What's a "marmalade on the floor" loaf? Is that quaint British humor? LOL

Thanks for the helpful tips!

greyspoke's picture
greyspoke

Well not so much advice as pointing out that your recipe appears to be at the longer autolyse, longer ferment time, lower amount of starter end of the spectrum so far as common sourdough recipes are concerned.  Although it is all temperature dependent, I don't know what your kitchen temperature is or whether you use a proofer.  (I use a proofer set to somewhere in the 23-28C range, but our house is cold at this time of year, 16-19C.)

I started off sourdough baking with Full Proof Baking's basic sourdough recipe, which worked well but as I noted, the type of loaf is not quite what I want for every day, so I then experimented with adding butter, skimmed milk, yeast kickers etc. and trying different flour mixes to get a softer, closer crumb, tasty loaf to spread my breakfast marmalade on without it falling through the holes.  I prefer to experiment rather than make the same loaf over and over to get it perfect, ultimately it all ends up getting eaten.  Good enough is good enough for me.  My current favourite loaf type for breakfst purposes has levain built at 70% hydration and fermented at 28C to give a strong lactic acid tang, 40% pff with a 0.1% yeast kicker in the final mix.  Doesn't look great, needs to be baked in a tin, just about holds up but tastes good.  Works with a range of wholemeal contents and is nice with added seeds.

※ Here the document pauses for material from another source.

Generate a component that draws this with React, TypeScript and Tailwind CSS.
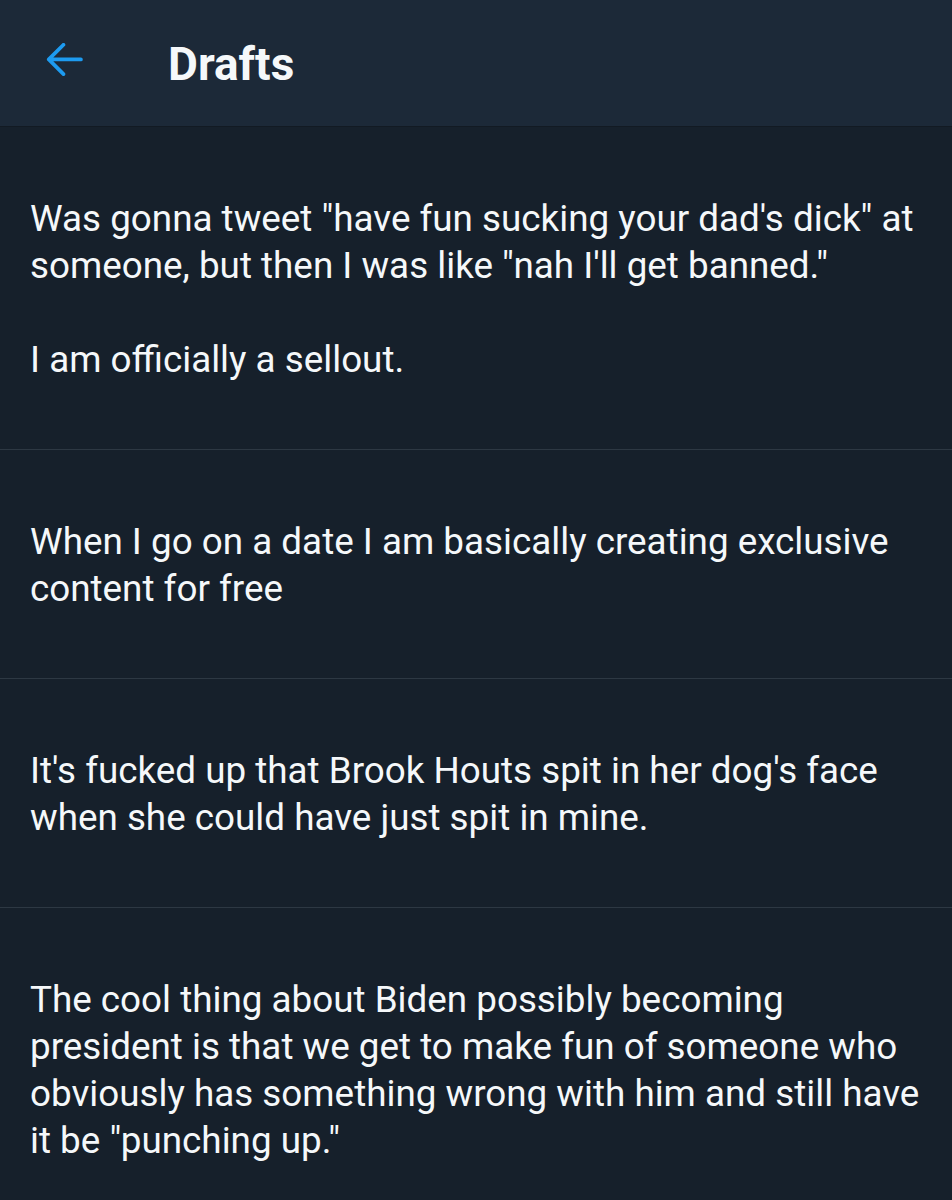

Yes "pre-fermented flour" as I use it means (flour in your starter/levain)/(total flour including that in the starter/levain).  I think that is how others use it as well. It gives you a scale from 0-100% but at low innoculations there isn't much difference between that and (starter flour)/(flour you add for the bulk).  So your formula has 50g flour (100g starter @100% hydration) in 1050g total flour (250+750+50) giving 4.7% pff in the final mix or 5% calculated the other way.

Anyway, happy baking, I will try your recipe out.